Officer Development Periods
DP1 DP2 DP3 DP4 DP5
NCdt/OCdt
A/SLt/2Lt
Lt(N)/Capt
SLt/Lt
Cdr/LCol
LCdr/Maj
Capt(N)/Col Flag/General Officers
  • Basic Military Officer Qualification (BMOQ)
  • Environmental training
  • Basic occupational training
  • Intermediate Occupational & Environmental Quals
  • Officer Professional Military Education (OPEM)
  • Joint Staff Operations Programme (JSOP)
  • Advanced Occupational Quals (as required)
  • Joint Command and Staff Programme (JCSP)
  • Post Grad
  • Canadian Security Studies Programme (CSSP)
  • Develop Advanced Managemnt & Institutional Leadership Ability
  • National Securities Programme (NSP)
  • Post Grad
  • Second Language Training (as required)
  • Develop Executive Level Managemnt & Institutional Leadership Ability
  • Executive Leader Programme (ELP)
  • Executive Development Programme (EDP) (4 modules - under development)
  • Second Language Training (as required)

The Gap

Where does this leave the Canadian Forces senior officer and the CF’s developmental education continuum? The latter is perhaps the easier to answer, at least in the pre-developmental period (DP) four arenas. Represented at the Canadian Forces College (CFC) by the Joint Command and Staff Programme (JCSP), DP-3 focuses upon the operational level of war. The stated aim of the JCSP is “… to prepare selected senior officers of the Defence Team for command and/or staff appointments in a contemporary operating environment across the continuum of operations in national and international settings.”6 As its aim implies, JCSP is the bridge between the tactical and the strategic. While it bleeds into both, it does so only to understand tactical limitations and strategic realities at the operational level. Given the DP-3 focus upon the operational level of war, it stands to reason that DP-4 should look beyond the operational towards the strategic.  How has it met this expectation over time?

Prior to 2008, the CF relied upon two courses at CFC to meet the mandate of DP-4 education: the Advanced Military Studies Programme (AMSP), and the National Security Studies Programme (NSSP).7 Situated firmly in the nexus between the operational and strategic levels of war, the aim of the AMSP was “… to prepare selected Colonels/Captains(N) for operational level command and for senior staff appointments within operational level joint and combined headquarters.”8 Its counterpart, the NSSP, sought “… to prepare general/flag officers, selected colonels/naval captains and civilian equivalents, for strategic responsibilities in the development, direction and management of national security and defence policy.”9 In tandem, these two programmes carried professional military education delivered in earlier development periods to a broader, if somewhat military-centric, level of understanding regarding the strategic arena. Running sequentially over 15- and 25-week periods respectively, the AMSP and NSSP were mutually reinforcing programmes which together delivered DP-4 credit to a Canadian senior officer. More often than not, delivery was staggered over a multi-year period, allowing the officer to dedicate smaller chunks of time to education. The benefit of this dual-programme approach to learning was its flexibility. Its disadvantage was its military-centric nature – the foci of the strategic-level NSSP being strategic command and institutional leadership; defence resource management; Canadian national security and international relations; and power, military strategy, and readiness.

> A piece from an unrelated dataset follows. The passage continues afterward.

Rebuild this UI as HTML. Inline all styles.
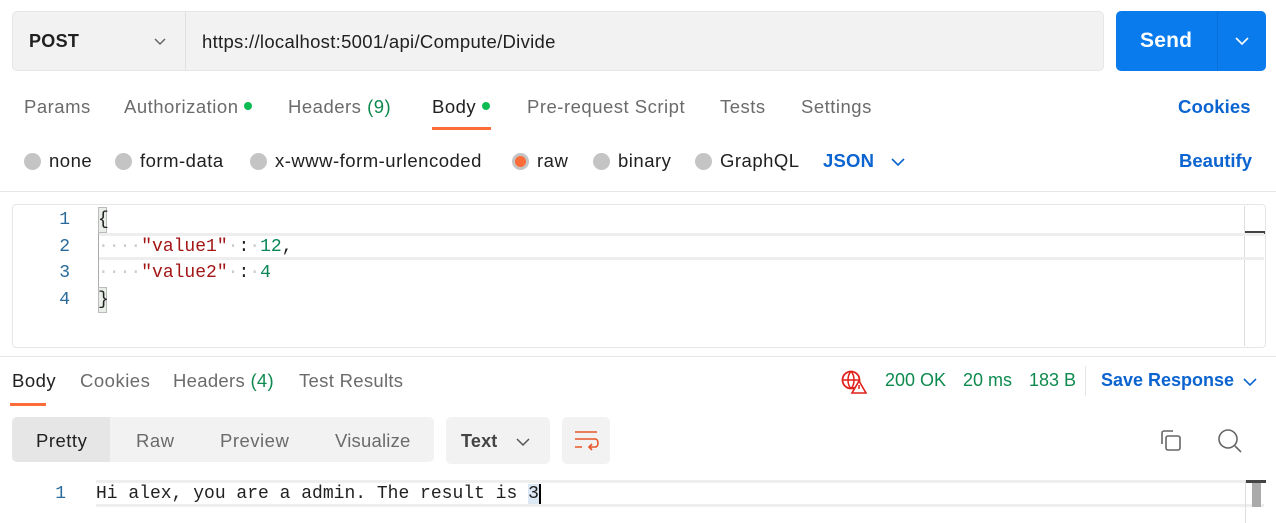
<!DOCTYPE html>
<html><head><meta charset="utf-8"><style>
*{margin:0;padding:0;box-sizing:border-box}
body{width:1276px;height:523px;background:#fff;position:relative;overflow:hidden;font-family:"Liberation Sans",sans-serif;color:#212121;letter-spacing:0.5px}
.a{position:absolute;white-space:nowrap}
.t{font-size:18.5px;color:#6b6b6b;top:96px}
.g{color:#0f8a4f}
.dot{display:inline-block;width:8px;height:8px;border-radius:50%;background:#0cbb52;margin-left:6px;vertical-align:3px}
.r{top:150px;font-size:18.5px;color:#212121}
.rc{display:inline-block;width:17px;height:17px;border-radius:50%;background:#c4c4c4;vertical-align:-3px;margin-right:8px}
.mono{font-family:"Liberation Mono",monospace;letter-spacing:0}
.ln{font-size:18px;color:#2a6a9a;width:20px;text-align:right}
.code{font-size:18px}
.rt{font-size:18.5px;color:#6b6b6b;top:370px}
</style></head><body>
<div class="a" style="left:12px;top:11px;width:1092px;height:60px;background:#f2f2f2;border:1px solid #e6e6e6;border-radius:5px"></div>
<div class="a" style="left:185px;top:12px;width:1px;height:58px;background:#e0e0e0"></div>
<div class="a" style="left:29px;top:31px;font-size:18px;font-weight:bold;letter-spacing:0.3px">POST</div>
<svg class="a" style="left:153px;top:37px" width="14" height="10"><path d="M2 2l5 5 5-5" fill="none" stroke="#666" stroke-width="1.5"/></svg>
<div class="a" style="left:202px;top:31px;font-size:18.5px;letter-spacing:0.3px">https://localhost:5001/api/Compute/Divide</div>
<div class="a" style="left:1116px;top:11px;width:150px;height:60px;background:#097bed;border-radius:5px"></div>
<div class="a" style="left:1217px;top:11px;width:1px;height:60px;background:#0a6fd6"></div>
<div class="a" style="left:1140px;top:29px;font-size:21px;font-weight:bold;color:#fff;letter-spacing:0.2px">Send</div>
<svg class="a" style="left:1234px;top:36px" width="16" height="10"><path d="M2 2l6 6 6-6" fill="none" stroke="#fff" stroke-width="1.6"/></svg>
<div class="a t" style="left:24px">Params</div>
<div class="a t" style="left:124px">Authorization<span class="dot"></span></div>
<div class="a t" style="left:288px">Headers <span class="g">(9)</span></div>
<div class="a t" style="left:432px;color:#212121">Body<span class="dot"></span></div>
<div class="a" style="left:432px;top:127px;width:59px;height:3px;background:#ff6c37"></div>
<div class="a t" style="left:527px">Pre-request Script</div>
<div class="a t" style="left:720px">Tests</div>
<div class="a t" style="left:801px">Settings</div>
<div class="a t" style="left:1178px;color:#0b64d0;font-weight:bold;letter-spacing:0.1px">Cookies</div>
<div class="a r" style="left:24px"><span class="rc"></span>none</div>
<div class="a r" style="left:115px"><span class="rc"></span>form-data</div>
<div class="a r" style="left:250px"><span class="rc"></span>x-www-form-urlencoded</div>
<div class="a r" style="left:512px"><span class="rc" style="background:#ff6c37;border:3px solid #c4c4c4"></span>raw</div>
<div class="a r" style="left:593px"><span class="rc"></span>binary</div>
<div class="a r" style="left:695px"><span class="rc"></span>GraphQL</div>
<div class="a r" style="left:823px;color:#0b64d0;font-weight:bold;letter-spacing:0.2px">JSON</div>
<svg class="a" style="left:890px;top:157px" width="16" height="10"><path d="M2 2l6 6 6-6" fill="none" stroke="#0b64d0" stroke-width="1.6"/></svg>
<div class="a r" style="left:1179px;color:#0b64d0;font-weight:bold;letter-spacing:0">Beautify</div>
<div class="a" style="left:0;top:191px;width:1276px;height:1px;background:#e6e6e6"></div>
<div class="a" style="left:12px;top:204px;width:1254px;height:144px;border:1px solid #e6e6e6;border-radius:4px"></div>
<div class="a" style="left:1244px;top:206px;width:1px;height:140px;background:#ddd"></div>
<div class="a" style="left:1245px;top:231px;width:20px;height:3px;background:#444"></div>
<div class="a" style="left:98px;top:233px;width:1166px;height:27px;border-top:3px solid #eee;border-bottom:3px solid #eee"></div>
<div class="a" style="left:98px;top:233px;width:1px;height:54px;background:#aaa"></div>
<div class="a" style="left:98px;top:207px;width:9px;height:26px;background:#eaeee8;border:1px solid #bbb"></div>
<div class="a" style="left:98px;top:287px;width:9px;height:26px;background:#eaeee8;border:1px solid #bbb"></div>
<div class="a mono ln" style="left:50px;top:210px">1</div>
<div class="a mono ln" style="left:50px;top:237px">2</div>
<div class="a mono ln" style="left:50px;top:263px">3</div>
<div class="a mono ln" style="left:50px;top:290px">4</div>
<div class="a mono code" style="left:98px;top:210px">{</div>
<div class="a mono code" style="left:98px;top:237px"><span style="color:#ccc">····</span><span style="color:#a31515">"value1"</span><span style="color:#ccc">·</span>:<span style="color:#ccc">·</span><span style="color:#098658">12</span>,</div>
<div class="a mono code" style="left:98px;top:263px"><span style="color:#ccc">····</span><span style="color:#a31515">"value2"</span><span style="color:#ccc">·</span>:<span style="color:#ccc">·</span><span style="color:#098658">4</span></div>
<div class="a mono code" style="left:98px;top:290px">}</div>
<div class="a" style="left:0;top:356px;width:1276px;height:1px;background:#e6e6e6"></div>
<div class="a rt" style="left:12px;color:#212121">Body</div>
<div class="a" style="left:10px;top:403px;width:36px;height:3px;background:#ff6c37"></div>
<div class="a rt" style="left:80px">Cookies</div>
<div class="a rt" style="left:173px;letter-spacing:0.3px">Headers <span class="g">(4)</span></div>
<div class="a rt" style="left:299px;letter-spacing:0.3px">Test Results</div>
<svg class="a" style="left:841px;top:370px" width="26" height="24"><circle cx="10" cy="10" r="8.5" fill="none" stroke="#e0201a" stroke-width="1.8"/><path d="M1.5 10h17M10 1.5c-4 4-4 13 0 17M10 1.5c4 4 4 13 0 17" fill="none" stroke="#e0201a" stroke-width="1.5"/><path d="M18 11l7 12h-14z" fill="#fff" stroke="#e0201a" stroke-width="1.6"/><path d="M18 15v4" stroke="#e0201a" stroke-width="1.5"/></svg>
<div class="a rt" style="left:885px;color:#0f8a4f;letter-spacing:0;font-size:18px">200 OK</div>
<div class="a rt" style="left:963px;color:#0f8a4f;letter-spacing:0;font-size:18px">20 ms</div>
<div class="a rt" style="left:1029px;color:#0f8a4f;letter-spacing:0;font-size:18px">183 B</div>
<div class="a" style="left:1085px;top:366px;width:1px;height:30px;background:#e6e6e6"></div>
<div class="a rt" style="left:1101px;color:#0b64d0;font-weight:bold;letter-spacing:0;font-size:18px">Save Response</div>
<svg class="a" style="left:1242px;top:377px" width="16" height="10"><path d="M2 2l6 6 6-6" fill="none" stroke="#0b64d0" stroke-width="1.6"/></svg>
<div class="a" style="left:12px;top:417px;width:422px;height:45px;background:#f2f2f2;border-radius:5px"></div>
<div class="a" style="left:12px;top:417px;width:98px;height:45px;background:#e6e6e6;border-radius:5px 0 0 5px"></div>
<div class="a" style="left:36px;top:430px;font-size:18.5px">Pretty</div>
<div class="a" style="left:136px;top:430px;font-size:18.5px;color:#6b6b6b">Raw</div>
<div class="a" style="left:220px;top:430px;font-size:18.5px;color:#6b6b6b">Preview</div>
<div class="a" style="left:335px;top:430px;font-size:18.5px;color:#6b6b6b;letter-spacing:0.2px">Visualize</div>
<div class="a" style="left:446px;top:417px;width:104px;height:47px;background:#f2f2f2;border-radius:5px"></div>
<div class="a" style="left:461px;top:431px;font-size:18px;font-weight:bold;color:#444;letter-spacing:0.2px">Text</div>
<svg class="a" style="left:515px;top:437px" width="16" height="10"><path d="M2 2l6 6 6-6" fill="none" stroke="#555" stroke-width="1.5"/></svg>
<div class="a" style="left:562px;top:417px;width:48px;height:47px;background:#f2f2f2;border-radius:5px"></div>
<svg class="a" style="left:574px;top:430px" width="26" height="22"><path d="M1 2h22M1 9h20c4 0 4 8 0 8h-6M18 14l-3 3 3 3M1 17h7" fill="none" stroke="#e8572a" stroke-width="1.6"/></svg>
<svg class="a" style="left:1158px;top:428px" width="26" height="26"><path d="M4 16V5a2 2 0 0 1 2-2h9" fill="none" stroke="#666" stroke-width="1.6"/><rect x="8" y="8" width="14" height="14" rx="2" fill="none" stroke="#666" stroke-width="1.6"/></svg>
<svg class="a" style="left:1217px;top:428px" width="28" height="26"><circle cx="11" cy="11" r="9" fill="none" stroke="#666" stroke-width="1.6"/><path d="M18 18l6 6" stroke="#666" stroke-width="1.6"/></svg>
<div class="a" style="left:96px;top:480px;width:1168px;height:27px;border-top:3px solid #eee;border-bottom:3px solid #eee"></div>
<div class="a" style="left:1246px;top:480px;width:20px;height:3px;background:#444"></div>
<div class="a" style="left:1252px;top:483px;width:9px;height:24px;background:#aaa"></div>
<div class="a" style="left:1245px;top:480px;width:1px;height:43px;background:#ddd"></div>
<div class="a mono ln" style="left:46px;top:484px">1</div>
<div class="a mono code" style="left:96px;top:484px">Hi alex, you are a admin. The result is <span style="background:#dde8f5;border-right:2px solid #000">3</span></div>
</body></html>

Student profiles on AMSP and NSSP reflected the martial nature of the two programmes.  Reflecting its aim, AMSP counted only military officers amongst its participants, a portion of them internationals. NSSP, on the other hand, did incorporate ‘civilian equivalents’ into its ranks, although not in very significant numbers.10 Moreover, each of these civilians came from the Department of National Defence (DND) – and nearly all from Defence Research and Development Canada. So, although these participants offered viewpoints substantively different from those in uniform, the parochial defence paradigm remained intact. In fact, although the aim of the NSSP was to prepare participants to manage “national security and defence policy,” it arguably only did so directly in the military sphere. DP-4 through 2008, then, built effective defence professionals, but, given the broader definition of national security described in the preceding section, the claims of AMSP and NSSP to effective development of national security professionals was dubious, especially in the whole-of-government context. In the decades following the Cold War, and especially in the span of time following 9/11, expertise focused upon military solutions to national security issues was not enough.

The Fix

Despite their shortcomings, AMSP and NSSP did a commendable job in meeting the ongoing efforts by the CF to educate officers in “national policy and security problems; scientific, political, economic and military factors influencing Canada and other states; and Canada’s place on the international scene.”11 More importantly, they served as springboards for development of an even more aggressive programme in this domain – the National Security Programme (NSP). Cognizant of some of the limitations inherent in the CF’s contemporary approach to senior officer education, the Armed Forces Council (AFC) directed sweeping changes to DP-4 in 2008 through a programme designed to “… prepare all participants for employment as strategic-level leaders and managers, and military officers as operational-level joint task force commanders and senior staff.”12 Explicit in the AFC direction were two key points which clearly differentiated the NSP from its predecessors: its method of study, and its nominal roll.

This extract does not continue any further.